本日、基本方針が閣議決定された「こども家庭庁」について、今日はコメントします。滋賀県知事時代から、子育て政策に力をいれてきた立場から、2019年に出版した『命をつなぐ政治をもとめて』という、国政にむけての私の政策提案の柱のひとつが子ども・若者・女性政策です。その中に「こども家族省」の提案もいれました。子ども政策は「財政的支援」「サービス供給」と同時に、なぜその現象が起きているのか、「家族法や子ども関連法案」などの、法的問題を扱う部署で構造的変革を行うことも必要と強く主張しました。ただし、今回閣議決定された「こども家庭庁」には、子ども・家族法制を扱う部局はないようです。
そもそも霞が関には法律専門の職員はいないのです。育っていないのです。というか育てていないのです。昭和22年に霞が関の仕組みをつくった時からの慣例です。たとえば河川政策ならば、河川工学の技術職が具体的な政策づくりをします。でも河川や治水政策で裁判が起きても、河川法務専門家は国土交通省にはいません。法務省の民事局長さえ、民事法の専門家ではありません。最高裁判所に所属している裁判官を「判検交流」という人事交流で2-3年、霞が関に配置しているだけです。民事法の専門家だけではなく、環境法の専門家とか、財政法の専門家という法務担当者は、日本の霞が関には不在なのです。
「こども家庭庁」が扱う領域は、「厚生労働省」が扱う「虐待対策」「ひとり親支援」「母子保護」「保育所」、内閣府からは「少子化対策」「子どもの貧困」「児童手当」「認定子ども園」などということで、義務教育や幼稚園、いじめ対策はのぞかれています。これまで法務委員会で、子どもの貧困、虐待問題などを、家族法などとかかわらせて質問をしてきました。
たとえば、子どもの貧困は、ひとり親家庭で2人に1人、複数親家庭で7人に1人という実態を示し、日本の民法の単独親権制度と女性の平均賃金の低さが、離婚後のひとり親を増やし、養育費の支払いなども行われない法的要因もあり、子どもの貧困が増えているのではないか、と繰り返しくりかえし内閣府や厚労省担当者に質問をしてきました。
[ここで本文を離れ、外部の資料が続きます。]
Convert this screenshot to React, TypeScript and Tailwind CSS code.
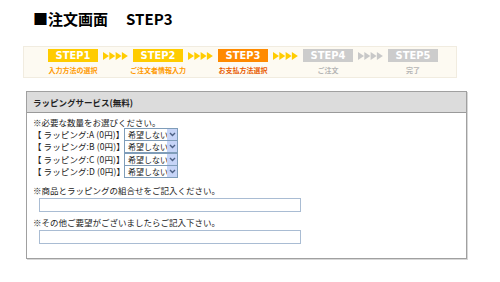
import React from "react";

const jp = { fontFamily: '"Noto Sans CJK JP", "Noto Sans", sans-serif' };

function Arrows({ color }: { color: string }) {
  return (
    <svg width="25" height="8" viewBox="0 0 25 8">
      {[0, 6.3, 12.6, 18.9].map((x) => (
        <polygon key={x} points={`${x},0 ${x + 6},4 ${x},8`} fill={color} />
      ))}
    </svg>
  );
}

function Select() {
  return (
    <div className="flex h-[13px] w-[54px] items-center overflow-hidden border border-[#7f9db9] bg-white">
      <span className="flex-1 overflow-hidden whitespace-nowrap pl-[3px] text-[8px] leading-[11px] text-[#222]">希望しない</span>
      <span className="flex h-[11px] w-[10px] shrink-0 items-center justify-center bg-[#c6d4f7]">
        <svg width="7" height="5" viewBox="0 0 7 5">
          <polyline points="1,1 3.5,3.5 6,1" fill="none" stroke="#4d6185" strokeWidth="1.4" />
        </svg>
      </span>
    </div>
  );
}

const steps = [
  { n: "STEP1", label: "入力方法の選択", box: "bg-[#ffcc00]", text: "text-[#ff9900]" },
  { n: "STEP2", label: "ご注文者情報入力", box: "bg-[#ffcc00]", text: "text-[#ff9900]" },
  { n: "STEP3", label: "お支払方法選択", box: "bg-[#ff8a00]", text: "text-[#e85a00]" },
  { n: "STEP4", label: "ご注文", box: "bg-[#cccccc]", text: "text-[#b5b5b5]" },
  { n: "STEP5", label: "完了", box: "bg-[#cccccc]", text: "text-[#b5b5b5]" },
];

export default function App() {
  return (
    <div className="relative h-[282px] w-[500px] overflow-hidden bg-white" style={jp}>
      <div className="pl-[33px] pt-[10px] text-[15px] font-bold leading-[18px] text-black">
        ■注文画面<span className="ml-[18px]">STEP3</span>
      </div>

      <div className="ml-[23px] mt-[18px] h-[32px] w-[434px] border border-[#f1ece0] bg-[#fdfaf2] pl-[24px] pt-[2px]">
        <div className="flex items-center">
          {steps.map((s, i) => (
            <React.Fragment key={s.n}>
              <div
                className={`flex h-[13px] w-[50px] items-center justify-center ${s.box} text-[11px] font-bold leading-[13px] text-white`}
                style={{ fontFamily: '"Liberation Sans Narrow", "DejaVu Sans Condensed", sans-serif' }}
              >
                {s.n}
              </div>
              {i < 4 && (
                <div className="flex w-[35px] justify-center">
                  <Arrows color={i < 3 ? "#ffcc00" : "#c8c8c8"} />
                </div>
              )}
            </React.Fragment>
          ))}
        </div>
        <div className="mt-[2px] flex gap-[35px]">
          {steps.map((s) => (
            <div key={s.n} className="flex w-[50px] justify-center">
              <span className={`whitespace-nowrap text-[7px] font-bold leading-[12px] ${s.text}`}>{s.label}</span>
            </div>
          ))}
        </div>
      </div>

      <div className="ml-[26px] mt-[13px] w-[441px] border border-[#a0a0a0] shadow-[1px_1px_0_#d8d8d8]">
        <div className="flex h-[21px] items-center border-b border-[#9a9a9a] bg-[#dcdcdc] pl-[6px]">
          <span className="text-[8.5px] font-bold leading-[11px] text-[#222]">ラッピングサービス(無料)</span>
        </div>
        <div className="pb-[14px] pl-[6px] pt-[4px] text-[8.5px] leading-[11px] text-[#222]">
          <div className="h-[11px]">※必要な数量をお選びください。</div>
          <div className="flex flex-col">
            {["A", "B", "C", "D"].map((k) => (
              <div key={k} className="flex h-[12.5px] items-center">
                <span className="w-[91px] whitespace-nowrap text-[8.5px] tracking-[0.1px]">【 ラッピング:{k} (0円)】</span>
                <Select />
              </div>
            ))}
          </div>
          <div className="mt-[7px] h-[11px]">※商品とラッピングの組合せをご記入ください。</div>
          <div className="ml-[6px] mt-[2px] h-[14px] w-[262px] border border-[#a9bcd3] bg-white" />
          <div className="mt-[5px] h-[11px]">※その他ご要望がございましたらご記入下さい。</div>
          <div className="ml-[6px] mt-[2px] h-[14px] w-[262px] border border-[#a9bcd3] bg-white" />
        </div>
      </div>
    </div>
  );
}
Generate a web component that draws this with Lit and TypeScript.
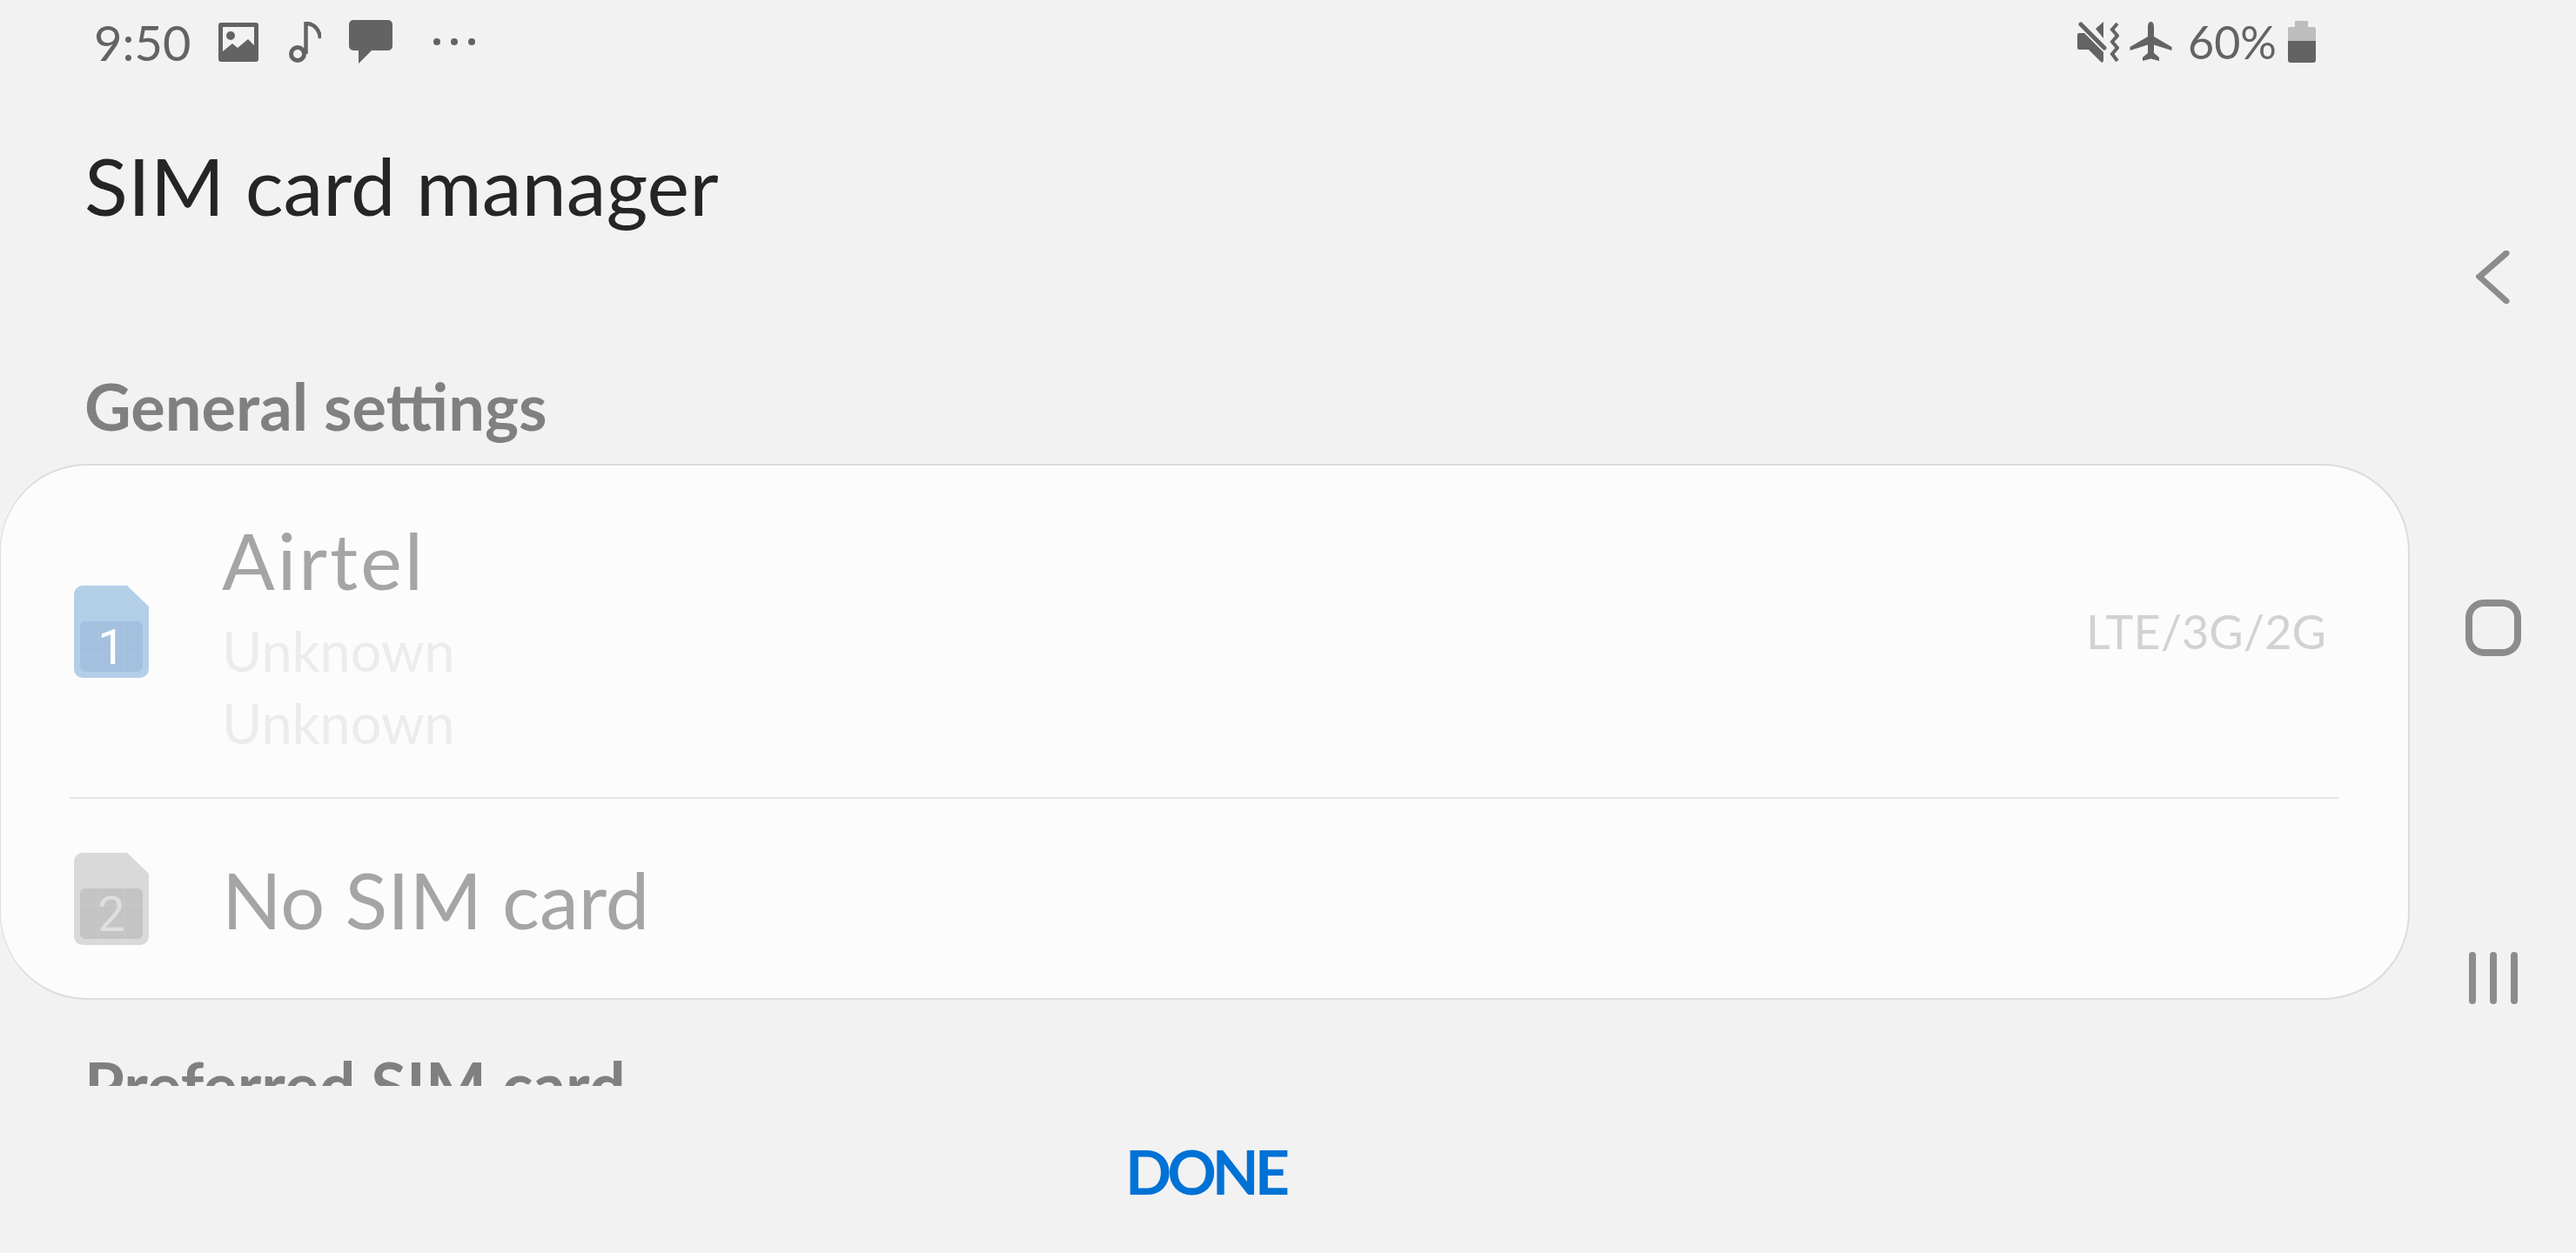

しかし、担当者はだれも、「そのような関連について私たちは熟知していない」「家族法との関連については担当していない」という回答ばかり。ちょっと調査をしたらわかるのに、調査さえしない。今目の前に起きている社会現象の「対処療法」ばかりで、「なぜ」という構造的背景を考える官僚がほとんどいません。こういう中で、果たして「こども家族庁」が機能するのでしょうか。「こども家族庁」の議論は、来年1月から始まる通常国会で深められるはずです。ここで、私自身も議論を提起していきたいと思います。皆さんのご意見もお願いします。